After all, most local races are by definition “non-partisan,” right?
Right. . .
This week I was reminded of all the reasons I left Big Party politics behind when I read an informative article by reporter Mark Harper writing in The Daytona Beach News-Journal entitled, “Legal threats, calls for resignations: Volusia Republican primary endorsements rankle some.”
As I understand it (and I’m not sure I do), last week the Republican Executive Committee of Volusia County – who bills itself as the only officially sanctioned apparatus for the horribly fragmented Fun Coast GOP – held what some have described as an “emergency meeting” to endorse a slate of “establishment” candidates to be placed on a “voters guide” that will be mailed to voters ahead of the August primary.
Not one of the “grassroots” candidates for the Volusia County Council seats supported by Chairman Jeff Brower made the cut.
That started an internecine shitstorm between local Republican factions – with allegations of chicanery and deception – which culminated in ugly swipes, legal threats, and hard feelings.
In my view, at the end of the day, the whole bruhaha was one big nothingburger with cheese. . .
We, The Little People – those who are trying to protect our quality of life, preserve what remains of our natural resources, or raise a family on a warehouse workers wage – no longer care about intraparty bickering and bitchery.
Our concerns are far too dire for more treachery and diversion – and we demand and deserve purposeful leadership, strategic vision, and innovation – not more of the same.
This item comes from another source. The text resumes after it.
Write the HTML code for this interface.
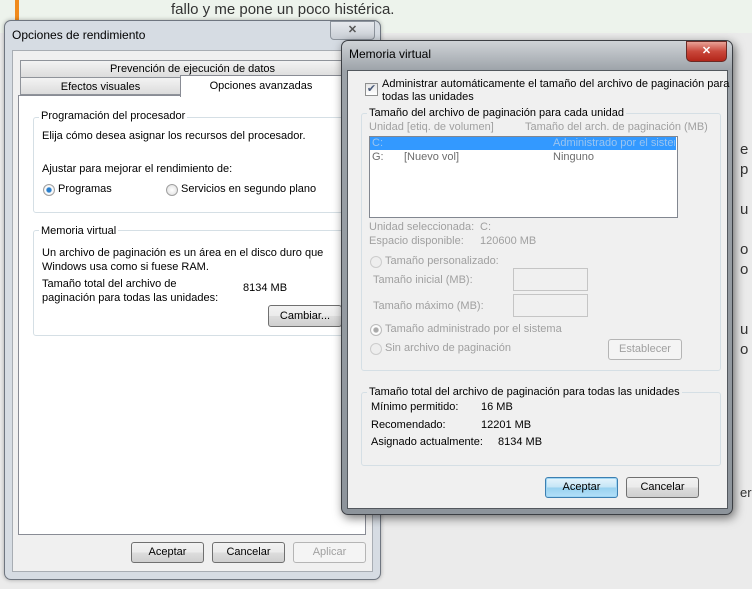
<!DOCTYPE html>
<html><head><meta charset="utf-8"><style>
*{box-sizing:border-box;margin:0;padding:0}
body{width:752px;height:589px;overflow:hidden;background:#ebebeb;font-family:"Liberation Sans",sans-serif;font-size:11px;color:#000;position:relative}
.a{position:absolute;white-space:nowrap}
.btn{position:absolute;border:1px solid #707070;border-radius:3px;background:linear-gradient(#f2f2f2 0,#ebebeb 50%,#dddddd 51%,#cfcfcf 100%);text-align:center;line-height:18px;font-size:11px}
.grp{position:absolute;border:1px solid #d5dfe5;border-radius:3px}
.lbl{position:absolute;background:inherit;padding:0 2px;white-space:nowrap}
.dis{color:#a0a0a0}
.radio{position:absolute;width:12px;height:12px;border-radius:50%;border:1px solid #a0a0a0;background:radial-gradient(#fff,#ddd)}
</style></head><body>
<div class="a" style="left:0;top:0;width:752px;height:33px;background:#edf3ec"></div>
<div class="a" style="left:15px;top:0;width:4px;height:22px;background:#f08a1c"></div>
<div class="a" style="left:171px;top:1px;font-size:15px;color:#333">fallo y me pone un poco histérica.</div>
<div class="a" style="left:740px;top:140px;font-size:15px;color:#333;line-height:20px">e<br>p<br><br>u<br><br>o<br>o<br><br><br>u<br>o<br></div>
<div class="a" style="left:740px;top:485px;font-size:13px;color:#333">er</div>

<div class="a" style="left:4px;top:20px;width:377px;height:560px;background:#d6dce3;border:1px solid #6f7680;border-radius:7px;box-shadow:0 0 4px rgba(0,0,0,.3)"></div>
<div class="a" style="left:12px;top:28px;font-size:12px">Opciones de rendimiento</div>
<div class="a" style="left:330px;top:21px;width:45px;height:19px;border:1px solid #8c939c;border-radius:0 0 4px 4px;background:linear-gradient(#e6e9ed,#c9ced5);text-align:center;color:#555;font-weight:bold;line-height:17px">✕</div>
<div class="a" style="left:12px;top:50px;width:361px;height:522px;background:#f0f0f0;border:1px solid #a8adb3"></div>
<div class="a" style="left:20px;top:60px;width:345px;height:17px;border:1px solid #8f939a;border-bottom:none;background:linear-gradient(#f3f3f3,#dcdcdc);text-align:center;line-height:17px">Prevención de ejecución de datos</div>
<div class="a" style="left:20px;top:77px;width:161px;height:18px;border:1px solid #8f939a;background:linear-gradient(#f3f3f3,#dcdcdc);text-align:center;line-height:18px">Efectos visuales</div>
<div class="a" style="left:18px;top:95px;width:348px;height:440px;background:#fff;border:1px solid #898c95"></div>
<div class="a" style="left:180px;top:75px;width:162px;height:22px;border:1px solid #898c95;border-bottom:none;background:#fff;text-align:center;line-height:20px">Opciones avanzadas</div>
<div class="grp" style="left:33px;top:117px;width:313px;height:96px;background:#fff"></div>
<div class="lbl" style="left:39px;top:110px;background:#fff">Programación del procesador</div>
<div class="a" style="left:42px;top:130px">Elija cómo desea asignar los recursos del procesador.</div>
<div class="a" style="left:42px;top:163px">Ajustar para mejorar el rendimiento de:</div>
<div class="radio" style="left:43px;top:184px;background:radial-gradient(#2a7fcc 0,#2a7fcc 30%,#fff 45%,#ddd)"></div>
<div class="a" style="left:58px;top:183px">Programas</div>
<div class="radio" style="left:166px;top:184px"></div>
<div class="a" style="left:181px;top:183px">Servicios en segundo plano</div>
<div class="grp" style="left:33px;top:230px;width:313px;height:106px;background:#fff"></div>
<div class="lbl" style="left:39px;top:225px;background:#fff">Memoria virtual</div>
<div class="a" style="left:42px;top:246px;line-height:14px">Un archivo de paginación es un área en el disco duro que<br>Windows usa como si fuese RAM.</div>
<div class="a" style="left:42px;top:277px;line-height:14px">Tamaño total del archivo de<br>paginación para todas las unidades:</div>
<div class="a" style="left:243px;top:282px">8134 MB</div>
<div class="btn" style="left:268px;top:305px;width:74px;height:22px;line-height:20px">Cambiar...</div>
<div class="btn" style="left:131px;top:542px;width:73px;height:21px">Aceptar</div>
<div class="btn" style="left:212px;top:542px;width:73px;height:21px">Cancelar</div>
<div class="btn" style="left:293px;top:542px;width:73px;height:21px;color:#a0a0a0;border-color:#b5b5b5;background:#f4f4f4">Aplicar</div>

<div class="a" style="left:341px;top:40px;width:392px;height:475px;background:linear-gradient(#cfd3d7,#9ca2a8 30px,#8d949b);border:1px solid #3c3f44;border-radius:7px;box-shadow:2px 3px 10px rgba(0,0,0,.55)"></div>
<div class="a" style="left:349px;top:47px;font-size:12px">Memoria virtual</div>
<div class="a" style="left:686px;top:41px;width:41px;height:21px;border:1px solid #6b2a25;border-radius:0 0 5px 5px;background:linear-gradient(#e8a297,#c9473a 50%,#b3261a);color:#fff;font-weight:bold;text-align:center;line-height:19px">✕</div>
<div class="a" style="left:347px;top:70px;width:381px;height:439px;background:#f0f0f0;border:1px solid #53585e"></div>
<div class="a" style="left:365px;top:83px;width:13px;height:13px;border:1px solid #8e8f8f;background:linear-gradient(#e6e6e6,#fff);color:#4a5a7a;font-size:11px;line-height:11px;text-align:center">✔</div>
<div class="a" style="left:382px;top:78px;line-height:13px">Administrar automáticamente el tamaño del archivo de paginación para<br>todas las unidades</div>
<div class="grp" style="left:361px;top:113px;width:360px;height:258px;background:#f0f0f0"></div>
<div class="lbl" style="left:367px;top:107px;background:#f0f0f0">Tamaño del archivo de paginación para cada unidad</div>
<div class="a dis" style="left:369px;top:121px">Unidad [etiq. de volumen]</div>
<div class="a dis" style="left:525px;top:121px">Tamaño del arch. de paginación (MB)</div>
<div class="a" style="left:369px;top:136px;width:309px;height:82px;background:#fff;border:1px solid #828790"></div>
<div class="a" style="left:370px;top:137px;width:306px;height:13px;background:#3399ff"></div>
<div class="a" style="left:372px;top:137px;color:#9ac4f0;line-height:13px">C:</div>
<div class="a" style="left:553px;top:137px;color:#9ac4f0;line-height:13px;width:122px;overflow:hidden">Administrado por el sistema</div>
<div class="a" style="left:372px;top:151px;color:#6d6d6d">G:</div>
<div class="a" style="left:404px;top:151px;color:#6d6d6d">[Nuevo vol]</div>
<div class="a" style="left:553px;top:151px;color:#6d6d6d">Ninguno</div>
<div class="a dis" style="left:369px;top:221px">Unidad seleccionada:</div><div class="a dis" style="left:480px;top:221px">C:</div>
<div class="a dis" style="left:369px;top:235px">Espacio disponible:</div><div class="a dis" style="left:480px;top:235px">120600 MB</div>
<div class="radio" style="left:370px;top:256px;border-color:#ccc;background:#eee"></div>
<div class="a dis" style="left:385px;top:255px">Tamaño personalizado:</div>
<div class="a dis" style="left:373px;top:274px">Tamaño inicial (MB):</div>
<div class="a" style="left:513px;top:268px;width:75px;height:23px;border:1px solid #c5c5c5"></div>
<div class="a dis" style="left:373px;top:300px">Tamaño máximo (MB):</div>
<div class="a" style="left:513px;top:294px;width:75px;height:23px;border:1px solid #c5c5c5"></div>
<div class="radio" style="left:370px;top:324px;border-color:#bbb;background:radial-gradient(#aaa 0,#aaa 30%,#fff 45%,#eee)"></div>
<div class="a dis" style="left:385px;top:323px">Tamaño administrado por el sistema</div>
<div class="radio" style="left:370px;top:343px;border-color:#ccc;background:#eee"></div>
<div class="a dis" style="left:385px;top:342px">Sin archivo de paginación</div>
<div class="btn" style="left:608px;top:339px;width:74px;height:21px;color:#a0a0a0;border-color:#b5b5b5;background:#f4f4f4">Establecer</div>
<div class="grp" style="left:361px;top:392px;width:360px;height:74px;background:#f0f0f0"></div>
<div class="lbl" style="left:367px;top:386px;background:#f0f0f0">Tamaño total del archivo de paginación para todas las unidades</div>
<div class="a" style="left:371px;top:401px">Mínimo permitido:</div><div class="a" style="left:481px;top:401px">16 MB</div>
<div class="a" style="left:371px;top:419px">Recomendado:</div><div class="a" style="left:481px;top:419px">12201 MB</div>
<div class="a" style="left:371px;top:436px">Asignado actualmente:</div><div class="a" style="left:498px;top:436px">8134 MB</div>
<div class="btn" style="left:545px;top:477px;width:73px;height:21px;border-color:#3c7fb1;background:linear-gradient(#e5f4fc,#c4e5f6 50%,#98d1ef 51%,#b3e0f9);box-shadow:inset 0 0 0 1px #9fd5f3">Aceptar</div>
<div class="btn" style="left:626px;top:477px;width:73px;height:21px">Cancelar</div>
</body></html>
Whenever I speak with John and Jane Q. Public on barstools, grocery aisles, and barber chairs, I get the impression they already have an internal “voters’ guide” in mind – one that has everything to do with the substantive issues that affect their lives and livelihoods – not the wants and whims of political suckfish with a chip in the game.
That’s all for me. Have a great weekend, y’all!